REQUIRED TASK:
In your copy, reproduce the entries exactly as they are, minus the images.

Begin STORED ROWS

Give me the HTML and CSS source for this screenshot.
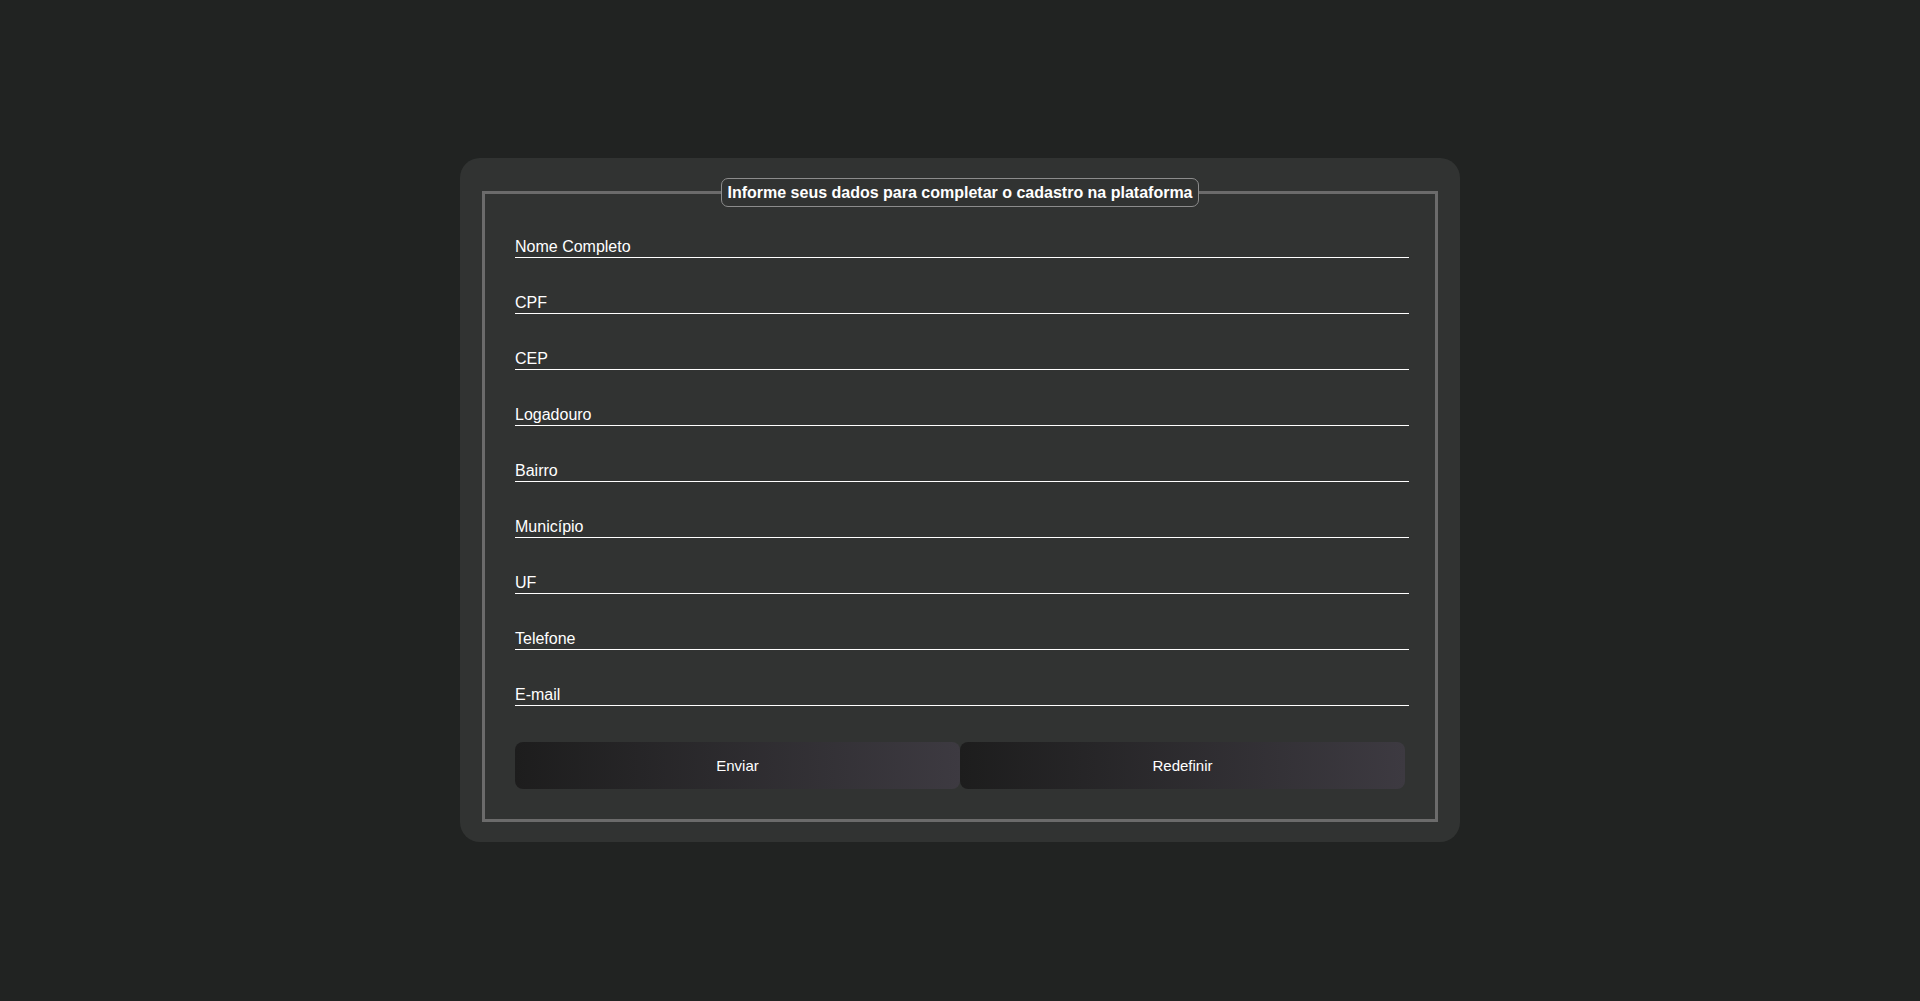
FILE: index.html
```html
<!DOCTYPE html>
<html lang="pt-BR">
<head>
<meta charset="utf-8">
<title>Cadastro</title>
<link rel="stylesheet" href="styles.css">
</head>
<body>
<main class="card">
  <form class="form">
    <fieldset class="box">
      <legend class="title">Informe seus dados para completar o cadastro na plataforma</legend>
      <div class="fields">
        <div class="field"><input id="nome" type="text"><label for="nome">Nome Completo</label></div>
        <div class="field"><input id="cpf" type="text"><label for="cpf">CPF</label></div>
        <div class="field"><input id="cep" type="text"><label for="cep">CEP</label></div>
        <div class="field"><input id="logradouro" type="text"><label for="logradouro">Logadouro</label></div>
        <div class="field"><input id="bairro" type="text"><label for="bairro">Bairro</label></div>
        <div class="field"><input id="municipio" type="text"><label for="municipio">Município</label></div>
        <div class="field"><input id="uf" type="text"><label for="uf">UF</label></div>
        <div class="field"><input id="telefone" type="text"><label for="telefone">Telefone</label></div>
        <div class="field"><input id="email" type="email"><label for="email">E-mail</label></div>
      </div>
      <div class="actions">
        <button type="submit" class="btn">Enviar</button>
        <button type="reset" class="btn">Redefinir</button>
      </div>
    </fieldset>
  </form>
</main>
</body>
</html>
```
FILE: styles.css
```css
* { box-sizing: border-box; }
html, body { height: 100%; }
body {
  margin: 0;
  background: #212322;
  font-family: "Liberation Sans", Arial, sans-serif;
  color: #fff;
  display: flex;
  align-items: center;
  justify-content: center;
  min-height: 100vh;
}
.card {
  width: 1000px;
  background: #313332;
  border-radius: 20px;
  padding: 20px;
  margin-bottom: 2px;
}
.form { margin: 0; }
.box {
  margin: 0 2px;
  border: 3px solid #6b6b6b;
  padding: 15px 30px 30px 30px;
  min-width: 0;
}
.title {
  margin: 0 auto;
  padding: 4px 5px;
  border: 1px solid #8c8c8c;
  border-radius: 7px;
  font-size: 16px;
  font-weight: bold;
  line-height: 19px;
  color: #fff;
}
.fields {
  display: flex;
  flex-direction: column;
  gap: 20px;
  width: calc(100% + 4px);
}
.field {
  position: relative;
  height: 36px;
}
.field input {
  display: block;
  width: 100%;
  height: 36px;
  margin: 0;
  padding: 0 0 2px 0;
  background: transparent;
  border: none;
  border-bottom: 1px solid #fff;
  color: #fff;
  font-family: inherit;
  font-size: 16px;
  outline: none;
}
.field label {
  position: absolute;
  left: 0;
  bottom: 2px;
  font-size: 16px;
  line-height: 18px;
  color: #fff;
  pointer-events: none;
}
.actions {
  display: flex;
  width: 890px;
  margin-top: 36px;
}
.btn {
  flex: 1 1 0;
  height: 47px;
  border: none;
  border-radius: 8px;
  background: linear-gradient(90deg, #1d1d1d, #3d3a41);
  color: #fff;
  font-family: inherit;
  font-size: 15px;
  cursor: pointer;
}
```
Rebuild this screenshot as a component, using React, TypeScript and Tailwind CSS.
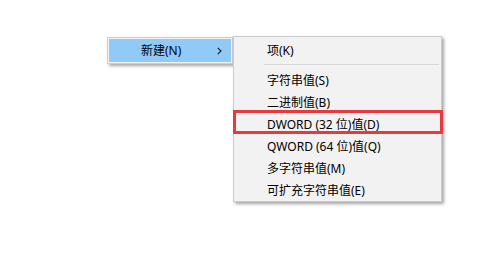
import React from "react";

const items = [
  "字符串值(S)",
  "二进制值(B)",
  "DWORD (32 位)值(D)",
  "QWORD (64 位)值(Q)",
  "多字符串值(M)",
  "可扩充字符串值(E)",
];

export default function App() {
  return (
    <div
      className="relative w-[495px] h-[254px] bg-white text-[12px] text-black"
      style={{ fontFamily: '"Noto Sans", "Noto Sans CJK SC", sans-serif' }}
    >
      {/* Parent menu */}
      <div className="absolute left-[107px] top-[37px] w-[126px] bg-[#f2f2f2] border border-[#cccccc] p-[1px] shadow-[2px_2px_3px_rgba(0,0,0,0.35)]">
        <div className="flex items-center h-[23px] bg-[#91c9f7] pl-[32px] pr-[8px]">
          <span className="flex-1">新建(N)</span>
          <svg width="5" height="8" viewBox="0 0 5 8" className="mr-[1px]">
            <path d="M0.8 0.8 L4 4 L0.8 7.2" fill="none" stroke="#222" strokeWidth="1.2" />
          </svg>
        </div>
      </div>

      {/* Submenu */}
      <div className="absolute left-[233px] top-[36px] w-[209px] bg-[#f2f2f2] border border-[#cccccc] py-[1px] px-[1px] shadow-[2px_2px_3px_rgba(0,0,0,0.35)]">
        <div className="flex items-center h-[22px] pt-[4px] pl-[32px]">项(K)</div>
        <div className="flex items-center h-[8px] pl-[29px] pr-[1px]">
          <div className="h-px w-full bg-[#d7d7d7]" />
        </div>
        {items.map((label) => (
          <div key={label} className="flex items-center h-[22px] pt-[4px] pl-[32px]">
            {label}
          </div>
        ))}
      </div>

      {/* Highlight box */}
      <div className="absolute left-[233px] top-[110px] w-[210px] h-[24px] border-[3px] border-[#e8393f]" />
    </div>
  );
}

End STORED ROWS

RESULT:
Give me the HTML and CSS source for this screenshot.
FILE: index.html
```html
<!DOCTYPE html>
<html lang="pt-BR">
<head>
<meta charset="utf-8">
<title>Cadastro</title>
<link rel="stylesheet" href="styles.css">
</head>
<body>
<main class="card">
  <form class="form">
    <fieldset class="box">
      <legend class="title">Informe seus dados para completar o cadastro na plataforma</legend>
      <div class="fields">
        <div class="field"><input id="nome" type="text"><label for="nome">Nome Completo</label></div>
        <div class="field"><input id="cpf" type="text"><label for="cpf">CPF</label></div>
        <div class="field"><input id="cep" type="text"><label for="cep">CEP</label></div>
        <div class="field"><input id="logradouro" type="text"><label for="logradouro">Logadouro</label></div>
        <div class="field"><input id="bairro" type="text"><label for="bairro">Bairro</label></div>
        <div class="field"><input id="municipio" type="text"><label for="municipio">Município</label></div>
        <div class="field"><input id="uf" type="text"><label for="uf">UF</label></div>
        <div class="field"><input id="telefone" type="text"><label for="telefone">Telefone</label></div>
        <div class="field"><input id="email" type="email"><label for="email">E-mail</label></div>
      </div>
      <div class="actions">
        <button type="submit" class="btn">Enviar</button>
        <button type="reset" class="btn">Redefinir</button>
      </div>
    </fieldset>
  </form>
</main>
</body>
</html>
```
FILE: styles.css
```css
* { box-sizing: border-box; }
html, body { height: 100%; }
body {
  margin: 0;
  background: #212322;
  font-family: "Liberation Sans", Arial, sans-serif;
  color: #fff;
  display: flex;
  align-items: center;
  justify-content: center;
  min-height: 100vh;
}
.card {
  width: 1000px;
  background: #313332;
  border-radius: 20px;
  padding: 20px;
  margin-bottom: 2px;
}
.form { margin: 0; }
.box {
  margin: 0 2px;
  border: 3px solid #6b6b6b;
  padding: 15px 30px 30px 30px;
  min-width: 0;
}
.title {
  margin: 0 auto;
  padding: 4px 5px;
  border: 1px solid #8c8c8c;
  border-radius: 7px;
  font-size: 16px;
  font-weight: bold;
  line-height: 19px;
  color: #fff;
}
.fields {
  display: flex;
  flex-direction: column;
  gap: 20px;
  width: calc(100% + 4px);
}
.field {
  position: relative;
  height: 36px;
}
.field input {
  display: block;
  width: 100%;
  height: 36px;
  margin: 0;
  padding: 0 0 2px 0;
  background: transparent;
  border: none;
  border-bottom: 1px solid #fff;
  color: #fff;
  font-family: inherit;
  font-size: 16px;
  outline: none;
}
.field label {
  position: absolute;
  left: 0;
  bottom: 2px;
  font-size: 16px;
  line-height: 18px;
  color: #fff;
  pointer-events: none;
}
.actions {
  display: flex;
  width: 890px;
  margin-top: 36px;
}
.btn {
  flex: 1 1 0;
  height: 47px;
  border: none;
  border-radius: 8px;
  background: linear-gradient(90deg, #1d1d1d, #3d3a41);
  color: #fff;
  font-family: inherit;
  font-size: 15px;
  cursor: pointer;
}
```
Rebuild this screenshot as a component, using React, TypeScript and Tailwind CSS.
import React from "react";

const items = [
  "字符串值(S)",
  "二进制值(B)",
  "DWORD (32 位)值(D)",
  "QWORD (64 位)值(Q)",
  "多字符串值(M)",
  "可扩充字符串值(E)",
];

export default function App() {
  return (
    <div
      className="relative w-[495px] h-[254px] bg-white text-[12px] text-black"
      style={{ fontFamily: '"Noto Sans", "Noto Sans CJK SC", sans-serif' }}
    >
      {/* Parent menu */}
      <div className="absolute left-[107px] top-[37px] w-[126px] bg-[#f2f2f2] border border-[#cccccc] p-[1px] shadow-[2px_2px_3px_rgba(0,0,0,0.35)]">
        <div className="flex items-center h-[23px] bg-[#91c9f7] pl-[32px] pr-[8px]">
          <span className="flex-1">新建(N)</span>
          <svg width="5" height="8" viewBox="0 0 5 8" className="mr-[1px]">
            <path d="M0.8 0.8 L4 4 L0.8 7.2" fill="none" stroke="#222" strokeWidth="1.2" />
          </svg>
        </div>
      </div>

      {/* Submenu */}
      <div className="absolute left-[233px] top-[36px] w-[209px] bg-[#f2f2f2] border border-[#cccccc] py-[1px] px-[1px] shadow-[2px_2px_3px_rgba(0,0,0,0.35)]">
        <div className="flex items-center h-[22px] pt-[4px] pl-[32px]">项(K)</div>
        <div className="flex items-center h-[8px] pl-[29px] pr-[1px]">
          <div className="h-px w-full bg-[#d7d7d7]" />
        </div>
        {items.map((label) => (
          <div key={label} className="flex items-center h-[22px] pt-[4px] pl-[32px]">
            {label}
          </div>
        ))}
      </div>

      {/* Highlight box */}
      <div className="absolute left-[233px] top-[110px] w-[210px] h-[24px] border-[3px] border-[#e8393f]" />
    </div>
  );
}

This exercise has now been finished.